Frequently Asked Questions
Q1: Can I use a 1/2 inch hose on a 1750 PSI high pressure cleaner unit?
While a 1/2-inch hose significantly reduces friction loss, it is generally too heavy and rigid for drain jetting applications at 1750 PSI. The low flow rate of a typical 1750 PSI pump cannot create enough nozzle thrust to pull a heavy 1/2-inch hose through a pipe system. This size is best reserved for high-volume industrial applications exceeding 8 GPM.
Q2: How does total hose length impact the 1750 PSI flow rate performance?
Hose length has a linear relationship with friction loss: doubling your hose length doubles the pressure drop across that section. To maintain cleaning power over long distances, you must compensate by upgrading to a larger internal hose diameter or using a nozzle with smaller orifices to build back pressure.
Q3: What are the risks of using an undersized hose for pipe clearing?
Using an undersized hose forces your pump to work harder to overcome internal restriction, which can trigger the system's thermal relief valves. Additionally, the severe pressure drop means the water exiting the nozzle loses its cutting power, making it ineffective at clearing tough grease or root blockages.

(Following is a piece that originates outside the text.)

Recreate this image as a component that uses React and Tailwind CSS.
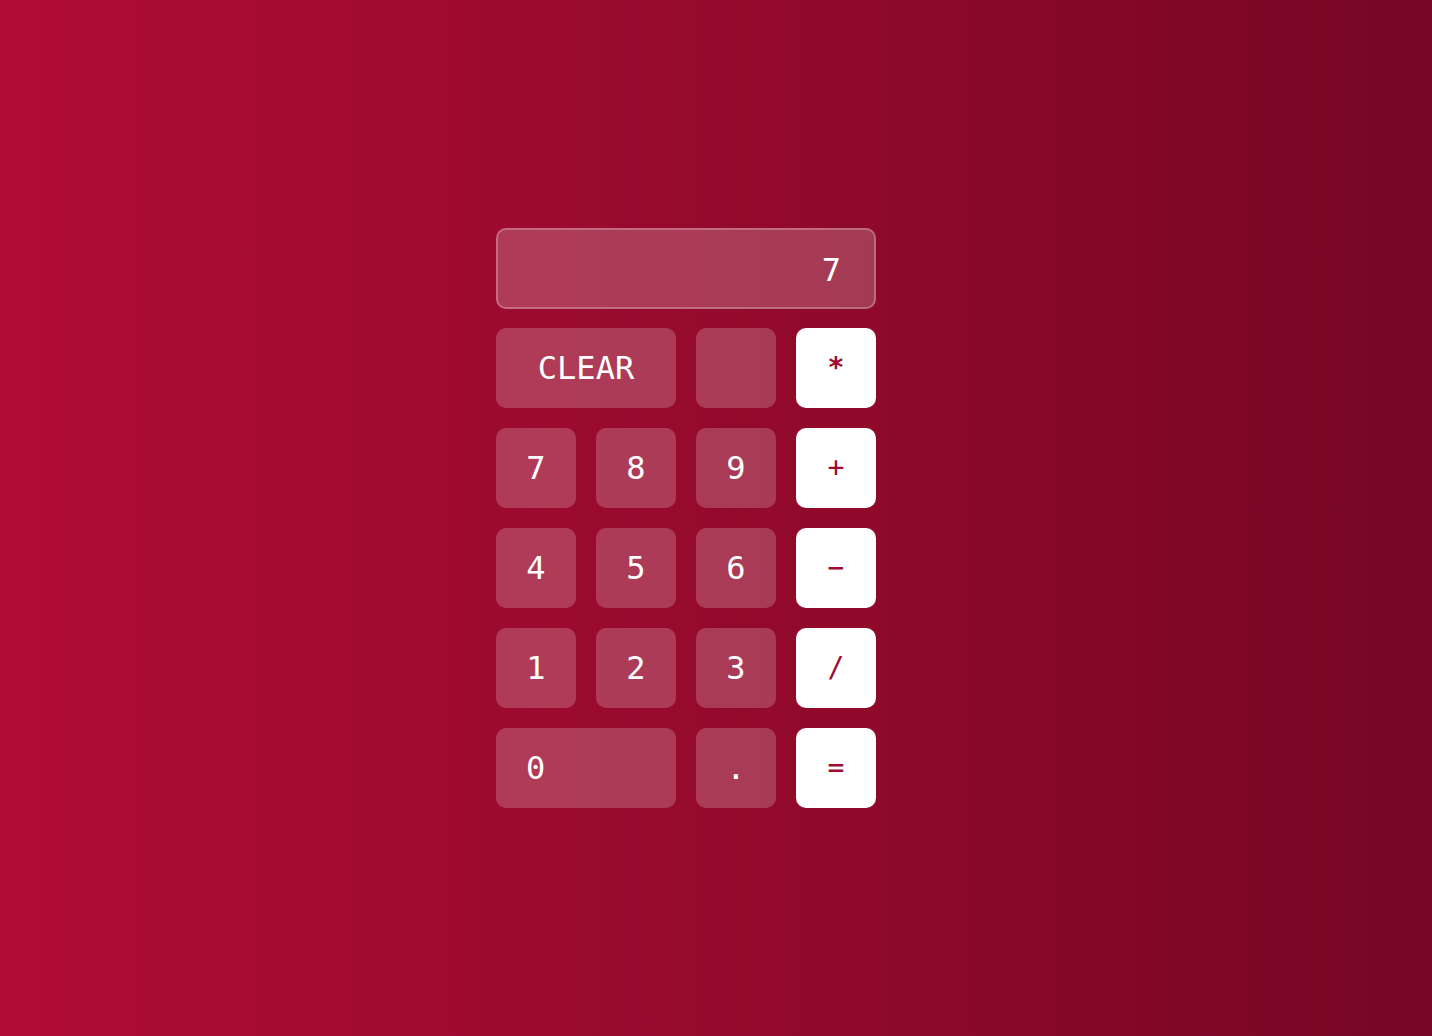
export default function App() {
  const num = "h-20 rounded-[10px] bg-white/20 text-white text-[32px] flex items-center justify-center";
  const op = "h-20 rounded-[10px] bg-white text-[#a00a30] text-[28px] flex items-center justify-center";
  return (
    <div
      className="w-full h-[1036px] bg-gradient-to-r from-[#b00c36] via-[#950a2c] to-[#760624] flex justify-center items-center"
      style={{ fontFamily: '"DejaVu Sans Mono", monospace' }}
    >
      <div className="w-[440px]">
        <div className="w-[380px] flex flex-col gap-[19px]">
          <div className="h-[81px] rounded-[10px] border-2 border-white/25 bg-white/20 text-white text-[32px] flex items-center justify-end pr-[33px] pt-[2px]">
            7
          </div>
          <div className="grid grid-cols-4 gap-5">
            <div className={num + " col-span-2"}>CLEAR</div>
            <div className={num}></div>
            <div className={op + " font-bold"}>*</div>
            <div className={num}>7</div>
            <div className={num}>8</div>
            <div className={num}>9</div>
            <div className={op}>+</div>
            <div className={num}>4</div>
            <div className={num}>5</div>
            <div className={num}>6</div>
            <div className={op}>−</div>
            <div className={num}>1</div>
            <div className={num}>2</div>
            <div className={num}>3</div>
            <div className={op}>/</div>
            <div className="h-20 rounded-[10px] bg-white/20 text-white text-[32px] flex items-center justify-start pl-[30px] col-span-2">0</div>
            <div className={num}>.</div>
            <div className={op}>=</div>
          </div>
        </div>
      </div>
    </div>
  );
}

Q4: Why do thermoplastic hoses outperform wire-braided choices inside sewer pipes?
Thermoplastic hoses feature a slick, specialized outer cover that reduces friction against the pipe walls, allowing the hose to slide easily around tight bends. They are also much lighter than wire-braided rubber hoses, meaning less nozzle thrust is wasted pulling the weight of the line, leaving more power for actual cleaning work.